To be sure, coaching a professional team is a very different task from coaching a college squad.  Today’s professional softball landscape underscores those differences. Wins and losses take a backseat, at times, to other more lastingly-impactful priorities.

“It became very apparent to me that regardless of wins and losses on the field, we have the opportunity to impact so many people. Softball is growing,” Gibson said. “And the women on our team and on the other professional softball teams are just the start of something that can be so great. When I saw some youth fans come and hug our players and then start crying because they were so excited to finally meet them, that was like a life changer for me. There was a girl who came up and saw Jana Johns for the first time and absolutely lost it. And she did not stop crying like it was the best day of her life.
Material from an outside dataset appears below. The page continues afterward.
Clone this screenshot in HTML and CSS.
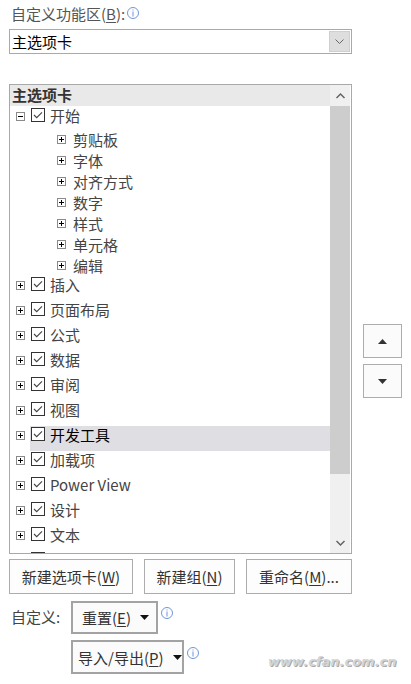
FILE: index.html
```html
<!DOCTYPE html>
<html lang="zh">
<head>
    <meta charset="UTF-8">
    <meta name="viewport" content="width=device-width, initial-scale=1.0">
    <title>自定义功能区</title>
    <link rel="stylesheet" href="styles.css">
</head>
<body>
    <div class="panel">
        <div class="label"><span>自定义功能区(<u>B</u>):</span><svg class="info" width="12" height="12" viewBox="0 0 12 12"><circle cx="6" cy="6" r="5.5" fill="none" stroke="#7195d8"/><rect x="5.5" y="2.5" width="1" height="1" fill="#7195d8"/><rect x="5.5" y="4.5" width="1" height="5" fill="#7195d8"/></svg></div>

        <div class="select">
            <span class="select-text">主选项卡</span>
            <span class="select-btn"><svg width="9" height="5" viewBox="0 0 9 5"><path d="M0.5 0.5 L4.5 4.5 L8.5 0.5" fill="none" stroke="#666"/></svg></span>
        </div>

        <div class="list-row">
            <div class="list">
                <div class="list-main">
                    <div class="list-head">主选项卡</div>
                    <div class="tree">
                        <div class="row first">
                            <svg class="exp" width="9" height="9" viewBox="0 0 9 9"><rect x="0.5" y="0.5" width="8" height="8" fill="#fff" stroke="#8a8a8a"/><rect x="2" y="4" width="5" height="1" fill="#000"/></svg>
                            <span class="item"><svg class="chk" width="14" height="14" viewBox="0 0 14 14"><rect x="0.5" y="0.5" width="13" height="13" fill="#fff" stroke="#333"/><path d="M3 7 L5.7 9.7 L11 4.3" fill="none" stroke="#444" stroke-width="1.1"/></svg><span class="txt">开始</span></span>
                        </div>
                        <div class="sub">
                            <div class="sub-row"><svg class="exp" width="9" height="9" viewBox="0 0 9 9"><rect x="0.5" y="0.5" width="8" height="8" fill="#fff" stroke="#8a8a8a"/><rect x="2" y="4" width="5" height="1" fill="#000"/><rect x="4" y="2" width="1" height="5" fill="#000"/></svg><span class="txt">剪贴板</span></div>
                            <div class="sub-row"><svg class="exp" width="9" height="9" viewBox="0 0 9 9"><rect x="0.5" y="0.5" width="8" height="8" fill="#fff" stroke="#8a8a8a"/><rect x="2" y="4" width="5" height="1" fill="#000"/><rect x="4" y="2" width="1" height="5" fill="#000"/></svg><span class="txt">字体</span></div>
                            <div class="sub-row"><svg class="exp" width="9" height="9" viewBox="0 0 9 9"><rect x="0.5" y="0.5" width="8" height="8" fill="#fff" stroke="#8a8a8a"/><rect x="2" y="4" width="5" height="1" fill="#000"/><rect x="4" y="2" width="1" height="5" fill="#000"/></svg><span class="txt">对齐方式</span></div>
                            <div class="sub-row"><svg class="exp" width="9" height="9" viewBox="0 0 9 9"><rect x="0.5" y="0.5" width="8" height="8" fill="#fff" stroke="#8a8a8a"/><rect x="2" y="4" width="5" height="1" fill="#000"/><rect x="4" y="2" width="1" height="5" fill="#000"/></svg><span class="txt">数字</span></div>
                            <div class="sub-row"><svg class="exp" width="9" height="9" viewBox="0 0 9 9"><rect x="0.5" y="0.5" width="8" height="8" fill="#fff" stroke="#8a8a8a"/><rect x="2" y="4" width="5" height="1" fill="#000"/><rect x="4" y="2" width="1" height="5" fill="#000"/></svg><span class="txt">样式</span></div>
                            <div class="sub-row"><svg class="exp" width="9" height="9" viewBox="0 0 9 9"><rect x="0.5" y="0.5" width="8" height="8" fill="#fff" stroke="#8a8a8a"/><rect x="2" y="4" width="5" height="1" fill="#000"/><rect x="4" y="2" width="1" height="5" fill="#000"/></svg><span class="txt">单元格</span></div>
                            <div class="sub-row"><svg class="exp" width="9" height="9" viewBox="0 0 9 9"><rect x="0.5" y="0.5" width="8" height="8" fill="#fff" stroke="#8a8a8a"/><rect x="2" y="4" width="5" height="1" fill="#000"/><rect x="4" y="2" width="1" height="5" fill="#000"/></svg><span class="txt">编辑</span></div>
                        </div>
                        <div id="topRows"></div>
                    </div>
                </div>
                <div class="scrollbar">
                    <div class="sb-arrow"><svg width="9" height="6" viewBox="0 0 9 6"><path d="M0.5 5 L4.5 1 L8.5 5" fill="none" stroke="#606060" stroke-width="1.4"/></svg></div>
                    <div class="sb-thumb"></div>
                    <div class="sb-track"></div>
                    <div class="sb-arrow"><svg width="9" height="6" viewBox="0 0 9 6"><path d="M0.5 1 L4.5 5 L8.5 1" fill="none" stroke="#606060" stroke-width="1.4"/></svg></div>
                </div>
            </div>
            <div class="move">
                <button class="move-btn"><svg width="9" height="5" viewBox="0 0 9 5"><path d="M0 5 L4.5 0 L9 5 Z" fill="#333"/></svg></button>
                <button class="move-btn"><svg width="9" height="5" viewBox="0 0 9 5"><path d="M0 0 L9 0 L4.5 5 Z" fill="#333"/></svg></button>
            </div>
        </div>

        <div class="btn-row">
            <button class="btn w1">新建选项卡(<u>W</u>)</button>
            <button class="btn w2">新建组(<u>N</u>)</button>
            <button class="btn w3">重命名(<u>M</u>)...</button>
        </div>

        <div class="custom-row">
            <span class="custom-label">自定义:</span>
            <button class="drop w4"><span>重置(<u>E</u>)</span><svg width="9" height="5" viewBox="0 0 9 5"><path d="M0 0 L9 0 L4.5 5 Z" fill="#111"/></svg></button>
            <svg class="info" width="12" height="12" viewBox="0 0 12 12"><circle cx="6" cy="6" r="5.5" fill="none" stroke="#7195d8"/><rect x="5.5" y="2.5" width="1" height="1" fill="#7195d8"/><rect x="5.5" y="4.5" width="1" height="5" fill="#7195d8"/></svg>
        </div>
        <div class="custom-row second">
            <button class="drop w5"><span>导入/导出(<u>P</u>)</span><svg width="9" height="5" viewBox="0 0 9 5"><path d="M0 0 L9 0 L4.5 5 Z" fill="#111"/></svg></button>
            <svg class="info" width="12" height="12" viewBox="0 0 12 12"><circle cx="6" cy="6" r="5.5" fill="none" stroke="#7195d8"/><rect x="5.5" y="2.5" width="1" height="1" fill="#7195d8"/><rect x="5.5" y="4.5" width="1" height="5" fill="#7195d8"/></svg>
        </div>
    </div>

    <div class="watermark">www.cfan.com.cn</div>

    <script>
        // 顶层选项卡
        const tabs = ["插入", "页面布局", "公式", "数据", "审阅", "视图", "开发工具", "加载项", "Power View", "设计", "文本", ""];
        const plus = '<svg class="exp" width="9" height="9" viewBox="0 0 9 9"><rect x="0.5" y="0.5" width="8" height="8" fill="#fff" stroke="#8a8a8a"/><rect x="2" y="4" width="5" height="1" fill="#000"/><rect x="4" y="2" width="1" height="5" fill="#000"/></svg>';
        const chk = '<svg class="chk" width="14" height="14" viewBox="0 0 14 14"><rect x="0.5" y="0.5" width="13" height="13" fill="#fff" stroke="#333"/><path d="M3 7 L5.7 9.7 L11 4.3" fill="none" stroke="#444" stroke-width="1.1"/></svg>';
        let html = "";
        tabs.forEach(function (name) {
            const cls = name === "开发工具" ? "item selected" : "item";
            html += '<div class="row">' + plus + '<span class="' + cls + '">' + chk + '<span class="txt">' + name + '</span></span></div>';
        });
        document.getElementById("topRows").innerHTML = html;
    </script>
</body>
</html>
```

FILE: styles.css
```css
body {
    margin: 0;
    background: #fff;
    font-family: "Noto Sans CJK SC", "Noto Sans", sans-serif;
    font-size: 15px;
    color: #444;
}

.panel {
    padding: 4px 0 0 9px;
    width: 400px;
}

u {
    text-decoration: underline;
    text-underline-offset: 2px;
}

.label {
    display: flex;
    align-items: flex-start;
    height: 20px;
    line-height: 20px;
    padding-left: 2px;
    color: #555;
}

.label .info {
    margin: 3px 0 0 2px;
}

.select {
    margin-top: 5px;
    width: 343px;
    height: 25px;
    box-sizing: border-box;
    border: 1px solid #a9a9a9;
    display: flex;
    align-items: center;
    justify-content: space-between;
}

.select-text {
    color: #000;
    padding-left: 2px;
    line-height: 20px;
}

.select-btn {
    width: 21px;
    height: 21px;
    margin-right: 1px;
    box-sizing: border-box;
    background: #dedede;
    border: 1px solid #cfcfcf;
    display: flex;
    align-items: center;
    justify-content: center;
}

.list-row {
    display: flex;
    margin-top: 30px;
}

.list {
    width: 343px;
    height: 470px;
    box-sizing: border-box;
    border: 1px solid #a9a9a9;
    display: flex;
}

.list-main {
    width: 320px;
    display: flex;
    flex-direction: column;
}

.list-head {
    height: 21px;
    line-height: 20px;
    background: #e9e9e9;
    font-weight: bold;
    color: #333;
    padding-left: 2px;
}

.tree {
    flex: 1;
    overflow: hidden;
    padding-top: 1px;
}

.row {
    height: 25px;
    display: flex;
    align-items: flex-start;
}

.row.first {
    height: 22px;
}

.row .exp {
    margin: 5px 0 0 6px;
    flex-shrink: 0;
}

.item {
    flex: 1;
    height: 25px;
    margin-left: 5px;
    padding-left: 1px;
    display: flex;
    align-items: flex-start;
}

.row.first .item {
    height: 22px;
}

.item.selected {
    background: #dfdee3;
}

.item.selected .txt {
    color: #000;
}

.chk {
    margin-top: 1px;
    flex-shrink: 0;
}

.txt {
    line-height: 20px;
    margin: -1px 0 0 5px;
    white-space: nowrap;
}

.sub-row {
    height: 21px;
    display: flex;
    align-items: center;
    padding-left: 47px;
}

.sub-row .txt {
    margin: 0 0 0 7px;
}

.scrollbar {
    width: 20px;
    margin-right: 1px;
    display: flex;
    flex-direction: column;
    background: #f0f0f0;
}

.sb-arrow {
    height: 21px;
    display: flex;
    align-items: center;
    justify-content: center;
}

.sb-thumb {
    height: 368px;
    background: #cdcdcd;
}

.sb-track {
    flex: 1;
}

.move {
    display: flex;
    flex-direction: column;
    gap: 6px;
    margin: 240px 0 0 11px;
}

.move-btn {
    width: 39px;
    height: 34px;
    padding: 0;
    border: 1px solid #adadad;
    background: #fbfbfb;
    display: flex;
    align-items: center;
    justify-content: center;
}

.btn-row {
    display: flex;
    gap: 11px;
    margin-top: 5px;
}

.btn {
    height: 35px;
    padding: 0;
    border: 1px solid #adadad;
    background: #fdfdfd;
    font-family: inherit;
    font-size: 15px;
    color: #333;
}

.w1 { width: 124px; }
.w2 { width: 91px; }
.w3 { width: 106px; }

.custom-row {
    display: flex;
    align-items: flex-start;
    margin-top: 7px;
}

.custom-row.second {
    margin-top: 6px;
    padding-left: 62px;
}

.custom-label {
    width: 62px;
    padding-left: 2px;
    box-sizing: border-box;
    line-height: 32px;
    color: #444;
}

.drop {
    height: 33px;
    box-sizing: border-box;
    border: 2px solid #a3a3a3;
    background: #fbfbfb;
    font-family: inherit;
    font-size: 15px;
    color: #333;
    display: flex;
    align-items: center;
    gap: 9px;
    padding: 0 0 0 9px;
    white-space: nowrap;
}

.w4 { width: 87px; }
.w5 { width: 113px; height: 34px; padding-left: 5px; }

.custom-row .info {
    margin: 6px 0 0 3px;
}

.custom-row.second .info {
    margin-top: 7px;
}

.watermark {
    position: absolute;
    left: 268px;
    top: 654px;
    font-family: "DejaVu Sans", sans-serif;
    font-style: italic;
    font-weight: bold;
    font-size: 13px;
    color: #d4d4d4;
    text-shadow: 1px 1px 0 #aaa;
}
```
It’s so much bigger than the wins and losses and the little struggles that you go through on a normal day basis.”


When her cleats first touched the dirt of the diamond at age five, Kaija knew she had found her happy place. “I found joy in the game immediately,” she says now. From playing college softball to coaching at both the college and professional levels, that same joy that she found at five years old has never left.